QUEL 15ENNE TANTO MANSUETO COL PUGNO DA TERAPIA INTENSIVA

Un pugno in faccia, la caduta, il cranio fracassato. L’agente immobiliare Marco Nebiolo da più di una settimana è ricoverato in gravissime condizioni, vivo per miracolo dicono i medici. Ha pagato la colpa di essersi fermato al semaforo di Torino quando ancora non era scattato il rosso, così l’auto che sopraggiungeva ha tamponato la sua. Sono scesi da quella vettura in tre: un uomo, la sua compagna e il figlio di 15 anni. E’ stato quest’ultimo a sferrare il colpo che ha mandato al tappeto Nebiolo.

La ricostruzione della signora è accorata: “Mio figlio non è un violento, tempo fa aveva ricevuto uno schiaffo da una persona anziana mentre era in compagnia dei suoi amichetti. Loro ripresero la scena con i cellulari, lo incitarono a ribellarsi, ma lui non lo fece. Stavolta dev’essere accaduto qualcosa… Quando si sbaglia non si può che chiedere scusa. Ora il ragazzo è scosso e non sta andando nemmeno a scuola”.

Piccola creatura: è scossa. Non ha reagito quella volta là, del resto se passi cento volte sotto i 50 all’ora davanti a un autovelox, non è che per una volta che transiti a 80 all’ora ti debbano fare la multa per forza, o no?

Non ha neppure precedenti a 15 anni, anzi ne ha uno che lo scagiona perché certifica che trattasi del solito bravo ragazzo. Dev’essere successo qualcosa, quindi, dice mammina, altrimenti non si spiega. Sì, in effetti qualcosa è successo: anche lei e il suo compagno sono scesi dall’auto imbufaliti perché Nebiolo si era fermato all’incrocio. Evidentemente non erano a distanza di sicurezza, ma che c’entra? Quello lì frena e si inchioda col semaforo verde, o arancio, quindi – scusate – meritava una bella lezione perché – come avrebbe riferito un testimone – anche mammina si è data da fare con qualche calcio all’auto dell’agente immobiliare.
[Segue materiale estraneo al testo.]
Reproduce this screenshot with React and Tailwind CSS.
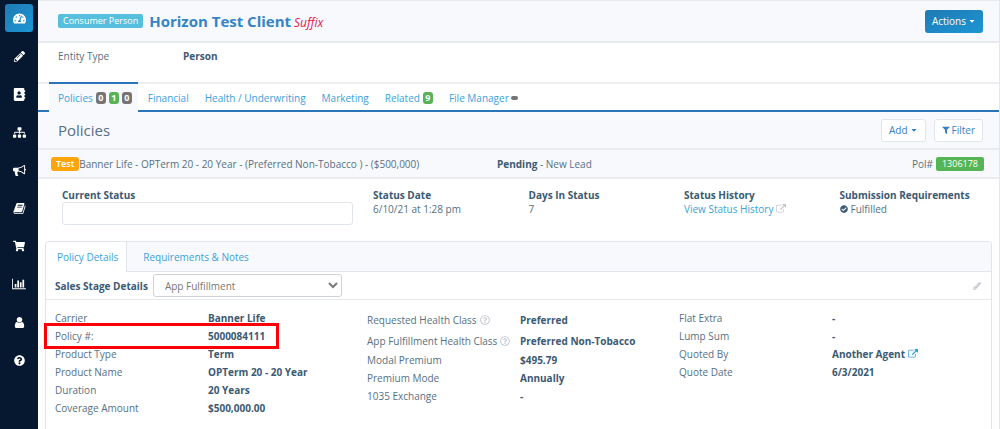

Per il codice della strada chi tampona ha sempre torto, dettaglio che ai gentili tamponatori è sfuggito. Dunque, qualcosa in effetti è successo così come ipotizza pacatamente la signora: lei e il suo compagno hanno dato l’esempio al bravo ragazzo, che ha messo insieme il piccolo incidente allo stop con quel ceffone mai restituito tempo fa. Mammina non ha raccontato perché mai un signore anziano avesse dato un manrovescio al suo angioletto.

Del resto ha pianto, mammina, e non sta ancora bene: vorrebbe andare in ospedale a dire alla famiglia di Nebiolo che lei, il compagno e il figlio non sono tipi aggressivi. Vorrebbe dire alla moglie e ai tre figli dell’agente: “Scusate se è in fin di vita, è scappato un colpo al ragazzino. Ci dispiace davvero”. Arrivederci.

Al vaglio del Procuratore c’è un altro paio di dettagli: per esempio, sembrerebbe che quando i vigili sono arrivati sul posto, la signora e il suo compagno c’erano, ma il ragazzino no. Fosse scappato via (un tassista però avrebbe riferito di averli prelevati insieme più tardi, magari si era solo nascosto mangiato dal rimorso), la sua posizione si aggraverebbe.

La vicenda riapre lo scenario del rapporto genitori-figli, delle intemperanze dei secondi giustificate, incomprese, minimizzate dai primi. Li lasciamo a psicologi e tuttologi.

Due domande sorgono invece spontaneamente a noi: quanta rabbia e quanta violenza ha sprigionato un bravo ragazzino di 15 anni, per mandare quasi al creatore un uomo di forte e sana costituzione? Quand’è che i legislatori si decideranno ad annoverare un pugno come un’arma vera e tutt’altro che impropria? Giudicando di conseguenza i colpevoli per tentato omicidio, non per semplice aggressione, siano essi mocciosi o maggiorenni destinati poi ai rispettivi tribunali.